I promise to send some of my own once I get my goat!
thanks


----------



## jross (Dec 20, 2008)

If you go to the NAPgA website you will find a story I wrote about a trip to Negrito Creek, here in New Mexico. Here's a link to the story:

http://www.napga.org/links.asp?PageID=1 ... 91&menuID=

I am fortunate to live in a place where there is more beatiful public land than I will ever be able to explore. My goats and I are always out exploring new, or old favorite, places nearby. My wife and I go for day hikes a lot year round and the goats carry our water, lunches, jackets, etc. Sometimes I go for longer pack trips where the goats carry hammocks, sleeping bags, food, kitchen stuff, etc.
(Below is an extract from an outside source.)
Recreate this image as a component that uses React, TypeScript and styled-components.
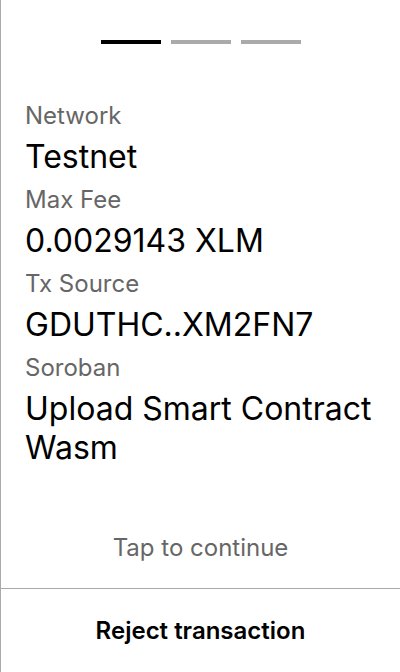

They are so wonderful on these trips because they go wherever we go, without being tied up. And they feed themselves on whatever is growing wild. All we need to do is camp near water. I hope you get your goats soon, and are able to start enjoying day hikes and pack trips with them. Good luck!


----------



## Eeva (Jul 13, 2010)

I love the story! I can't wait to start hiking with my goats now.


----------



## ohiogoatgirl (Jan 31, 2010)

what a great story! i have my goats now but i haven't got real equipment yet so i haven't been on a real trip yet. i so cannot wait!


----------



## jeep (Jan 18, 2011)

I thought I'd share a picture that I just love. I've been stringing my goats around the neighborhood lately, and if I'm lucky I'll talk my wife into coming with a stroller or put my boy on my back in one of those child carriers. But the other day at the end of a long walk I thought I would put my boy on my goat and see how he does. I didn't think he had the balance yet, but to my surprise he hung on quite well! I just set him on top of the saddle and took the chest strap and wrapped it around the boy as a modified seat belt. Not sure thats the recommended way, but the ******* in me thought otherwise. The goat did wonderful, he's a 2 yr old Saanen with really his first signifigant load. He hauled my boy for about 1 mile or so, total weight probably just shy of 30 pounds. Anyway it was a great moment, and my boy beamed with a smile from ear to ear!


----------



## IceDog (Aug 1, 2010)

Too cool!

My new big boy will be here in a few hours! My young grandkids are all away for 3 weeks but when they return I may have some kids on goats pictures to share!


----------